• Data:
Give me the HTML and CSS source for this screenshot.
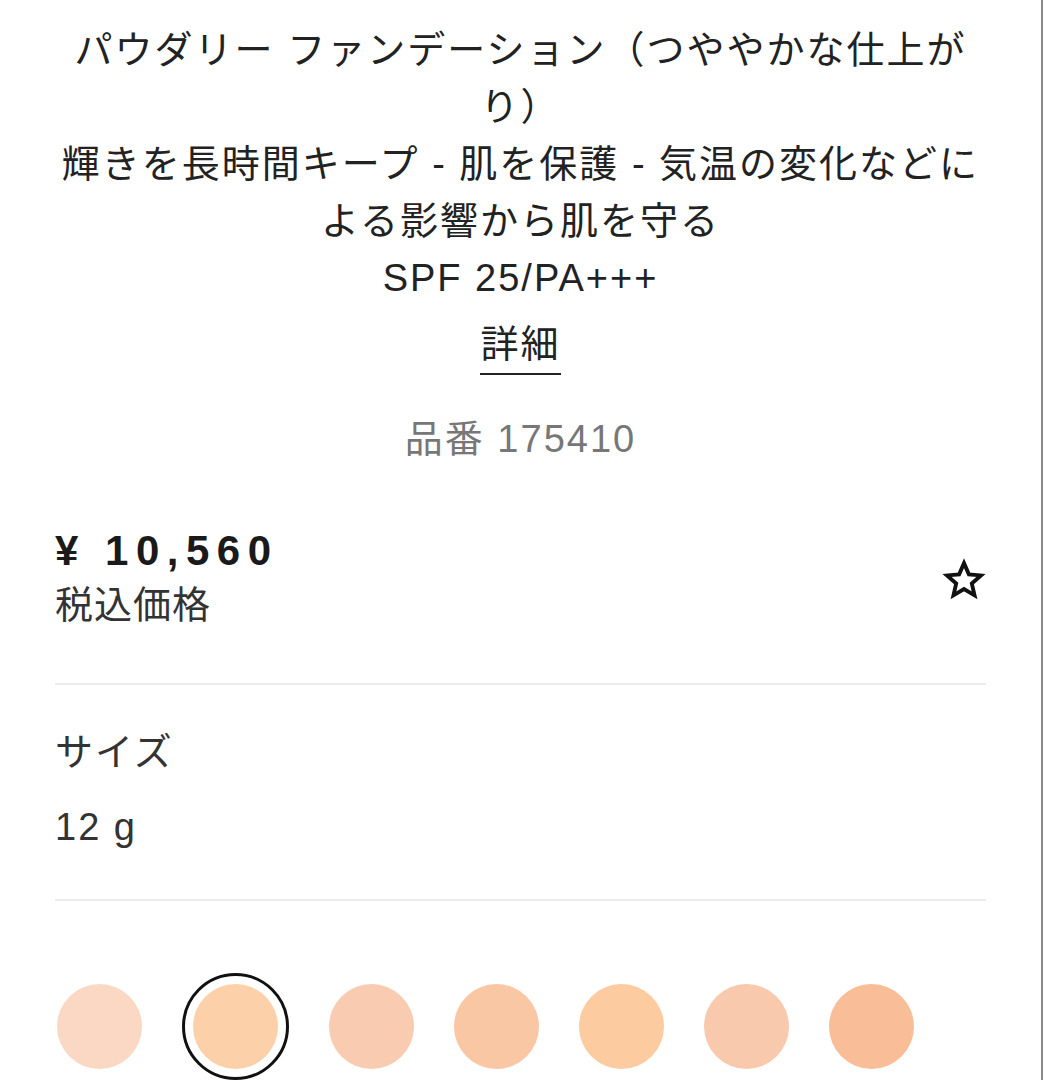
FILE: index.html
```html
<!DOCTYPE html>
<html lang="ja">
<head>
<meta charset="utf-8">
<title>パウダリー ファンデーション</title>
<link rel="stylesheet" href="styles.css">
</head>
<body>
<div class="page">
  <header class="intro">
    <h1 class="title">パウダリー ファンデーション（つややかな仕上がり）</h1>
    <p class="subtitle">輝きを長時間キープ - 肌を保護 - 気温の変化などによる影響から肌を守る</p>
    <p class="spf">SPF 25/PA+++</p>
    <a class="details" href="#">詳細</a>
    <p class="ref">品番 175410</p>
  </header>

  <section class="price-row">
    <div class="price-block">
      <div class="price">¥ 10,560</div>
      <div class="tax">税込価格</div>
    </div>
    <button class="fav" aria-label="お気に入り">
      <svg width="44" height="44" viewBox="0 0 24 24" fill="none" stroke="#111" stroke-width="2.1" stroke-linejoin="miter">
        <path d="M12 2.8l2.65 6.1 6.6.6-5 4.38 1.5 6.47L12 16.95l-5.75 3.4 1.5-6.47-5-4.38 6.6-.6z"/>
      </svg>
    </button>
  </section>

  <section class="size">
    <div class="label">サイズ</div>
    <div class="value">12 g</div>
  </section>

  <section class="swatches">
    <span class="swatch" style="background:#fbd8c4"></span>
    <span class="swatch selected"><span class="dot" style="background:#fcd0a9"></span></span>
    <span class="swatch" style="background:#f9cbb0"></span>
    <span class="swatch" style="background:#fac7a4"></span>
    <span class="swatch" style="background:#fccb9f"></span>
    <span class="swatch" style="background:#f9c9ae"></span>
    <span class="swatch" style="background:#f9be98"></span>
  </section>
</div>
</body>
</html>
```

FILE: styles.css
```css
html, body {
  margin: 0;
  padding: 0;
  overflow: hidden;
  background: #fff;
}

body {
  font-family: "Liberation Sans", "Noto Sans CJK JP", sans-serif;
  color: #222;
}

.page {
  width: 1043px;
  height: 1080px;
  border-right: 2px solid #8a8a8a;
  padding: 22px 55px 0 55px;
  box-sizing: border-box;
  overflow: hidden;
}

.intro {
  display: flex;
  flex-direction: column;
  align-items: center;
  text-align: center;
}

.title, .subtitle, .spf {
  margin: 0;
  font-size: 38px;
  font-weight: 400;
  line-height: 57px;
  letter-spacing: 2px;
  max-width: 925px;
}

.details {
  margin-top: 12px;
  font-size: 38px;
  line-height: 50px;
  letter-spacing: 2px;
  color: #222;
  text-decoration: none;
  padding-bottom: 4px;
  border-bottom: 2px solid #222;
}

.ref {
  margin: 39px 0 0;
  font-size: 38px;
  line-height: 50px;
  letter-spacing: 2px;
  color: #777;
}

.price-row {
  margin-top: 62px;
  display: flex;
  align-items: center;
  justify-content: space-between;
  padding-bottom: 49px;
  border-bottom: 2px solid #ececec;
}

.price {
  font-size: 42px;
  font-weight: 700;
  letter-spacing: 7.5px;
  line-height: 50px;
  color: #1a1a1a;
}

.tax {
  font-size: 38px;
  line-height: 58px;
  letter-spacing: 1px;
  color: #333;
}

.fav {
  border: 0;
  background: none;
  padding: 0;
  margin-right: 0;
  display: flex;
}

.size {
  padding: 42px 0 47px;
  border-bottom: 2px solid #ececec;
}

.size .label, .size .value {
  font-size: 38px;
  letter-spacing: 2px;
  line-height: 50px;
  color: #333;
}

.size .value {
  margin-top: 25px;
}

.swatches {
  display: flex;
  align-items: center;
  gap: 40px;
  padding-top: 72px;
  padding-left: 2px;
}

.swatch {
  display: block;
  width: 85px;
  height: 85px;
  border-radius: 50%;
  flex: none;
}

.swatch.selected {
  width: 107px;
  height: 107px;
  box-sizing: border-box;
  border: 3px solid #111;
  padding: 8px;
  display: flex;
}

.swatch .dot {
  display: block;
  width: 85px;
  height: 85px;
  border-radius: 50%;
}
```
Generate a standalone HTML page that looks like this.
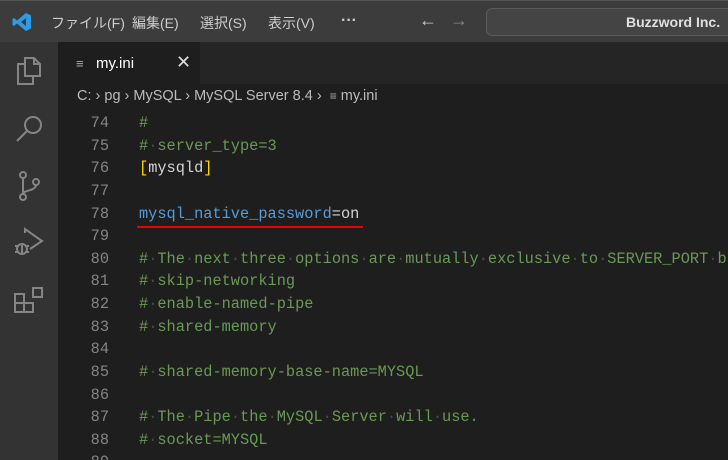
<!DOCTYPE html>
<html><head><meta charset="utf-8"><style>
*{margin:0;padding:0;box-sizing:border-box}
html,body{width:728px;height:460px;overflow:hidden}
body{background:#1e1e1e;font-family:"Liberation Sans","Noto Sans CJK JP",sans-serif;position:relative}
.title{position:absolute;left:0;top:0;width:728px;height:42px;background:#3c3c3c;border-top:1px solid #555}
.menu{position:absolute;top:12px;color:#ccc;font-size:14px}
.search{position:absolute;left:486px;top:7px;width:260px;height:28px;border:1px solid #5a5a5a;border-radius:6px;background:#444}
.search span{position:absolute;left:139px;top:5px;color:#e0e0e0;font-size:14px;font-weight:bold}
.act{position:absolute;left:0;top:42px;width:58px;height:418px;background:#333}
.tabs{position:absolute;left:58px;top:42px;width:670px;height:42px;background:#252526}
.tab{position:absolute;left:58px;top:42px;width:142px;height:42px;background:#1e1e1e}
.crumb{position:absolute;left:77px;top:88px;color:#bbb;font-size:14.5px;white-space:pre}
.code{position:absolute;left:58px;top:112px;font-family:"Liberation Mono",monospace;font-size:15.3px}
.l{height:22.64px;line-height:22.64px;white-space:pre;position:relative}
.n{position:absolute;left:0;width:51px;text-align:right;color:#858585}
.t{position:absolute;left:81px;color:#6a9955}
.d{color:#4a4a4a}
</style></head><body>
<div class="title">
<svg style="position:absolute;left:12px;top:11px" width="20" height="20" viewBox="0 0 20 20"><path d="M14 1 L19 3.5 V16.5 L14 19 L5 11.5 L2 14 L0.5 13 V7 L2 6 L5 8.5 Z M14 6 L9 10 L14 14 Z" fill="#2d9be6" fill-rule="evenodd"/></svg>
<span class="menu" style="left:51px">ファイル(F)</span>
<span class="menu" style="left:132px">編集(E)</span>
<span class="menu" style="left:200px">選択(S)</span>
<span class="menu" style="left:268px">表示(V)</span>
<span class="menu" style="left:341px;top:11px;font-size:16px;font-weight:bold">···</span>
<span class="menu" style="left:419px;top:9px;font-size:18px;color:#ccc">←</span>
<span class="menu" style="left:450px;top:9px;font-size:18px;color:#888">→</span>
<div class="search"><span>Buzzword Inc.</span></div>
</div>
<div class="act">
<svg style="position:absolute;left:15px;top:14px" width="28" height="30" viewBox="0 0 28 30" fill="none" stroke="#858585" stroke-width="2"><path d="M10 2h9l6 6v12H10z M19 2v6h6 M10 8H3v20h15v-8"/></svg>
<svg style="position:absolute;left:15px;top:72px" width="30" height="30" viewBox="0 0 30 30" fill="none" stroke="#858585" stroke-width="2"><circle cx="18" cy="11" r="8"/><path d="M12 17L2 27"/></svg>
<svg style="position:absolute;left:16px;top:128px" width="28" height="32" viewBox="0 0 28 32" fill="none" stroke="#858585" stroke-width="2"><circle cx="7" cy="5" r="3"/><circle cx="7" cy="27" r="3"/><circle cx="20" cy="12" r="3"/><path d="M7 8v16 M20 15c0 6-13 5-13 9"/></svg>
<svg style="position:absolute;left:13px;top:185px" width="32" height="32" viewBox="0 0 32 32" fill="none" stroke="#858585" stroke-width="2"><path d="M12 6V2l17 12-12 8"/><circle cx="9" cy="22" r="5"/><path d="M2 19h4 M12 19h4 M2 25h4 M12 25h4 M9 17v10"/></svg>
<svg style="position:absolute;left:13px;top:244px" width="32" height="32" viewBox="0 0 32 32" fill="none" stroke="#858585" stroke-width="2"><path d="M2 8h9v9H2z M11 17h9v9h-9z M2 17h9v9H2z M20 2h9v9h-9z"/></svg>
</div>
<div class="tabs"></div>
<div class="tab">
<span style="position:absolute;left:18px;top:14px;color:#aaa;font-size:13px">≡</span>
<span style="position:absolute;left:38px;top:13px;color:#fff;font-size:15px">my.ini</span>
<span style="position:absolute;left:118px;top:10px;color:#ddd;font-size:18px">✕</span>
</div>
<div class="crumb">C: › pg › MySQL › MySQL Server 8.4 ›  <span style="color:#aaa;font-size:12px">≡</span> my.ini</div>
<div class="code">
<div class="l"><span class="n">74</span><span class="t">#</span></div>
<div class="l"><span class="n">75</span><span class="t">#<span class="d">·</span>server_type=3</span></div>
<div class="l"><span class="n">76</span><span class="t" style="color:#d4d4d4"><span style="color:#ffd700">[</span>mysqld<span style="color:#ffd700">]</span></span></div>
<div class="l"><span class="n">77</span></div>
<div class="l"><span class="n">78</span><span class="t" style="color:#569cd6">mysql_native_password<span style="color:#d4d4d4">=on</span></span></div>
<div class="l"><span class="n">79</span></div>
<div class="l"><span class="n">80</span><span class="t">#<span class="d">·</span>The<span class="d">·</span>next<span class="d">·</span>three<span class="d">·</span>options<span class="d">·</span>are<span class="d">·</span>mutually<span class="d">·</span>exclusive<span class="d">·</span>to<span class="d">·</span>SERVER_PORT<span class="d">·</span>b</span></div>
<div class="l"><span class="n">81</span><span class="t">#<span class="d">·</span>skip-networking</span></div>
<div class="l"><span class="n">82</span><span class="t">#<span class="d">·</span>enable-named-pipe</span></div>
<div class="l"><span class="n">83</span><span class="t">#<span class="d">·</span>shared-memory</span></div>
<div class="l"><span class="n">84</span></div>
<div class="l"><span class="n">85</span><span class="t">#<span class="d">·</span>shared-memory-base-name=MYSQL</span></div>
<div class="l"><span class="n">86</span></div>
<div class="l"><span class="n">87</span><span class="t">#<span class="d">·</span>The<span class="d">·</span>Pipe<span class="d">·</span>the<span class="d">·</span>MySQL<span class="d">·</span>Server<span class="d">·</span>will<span class="d">·</span>use.</span></div>
<div class="l"><span class="n">88</span><span class="t">#<span class="d">·</span>socket=MYSQL</span></div>
<div class="l"><span class="n">89</span></div>
</div>
<div style="position:absolute;left:137px;top:226px;width:226px;height:2px;background:#e00"></div>
</body></html>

• Task goal: How many lines in these records hold the string "this"? Reply with the number alone.

• Reply: 2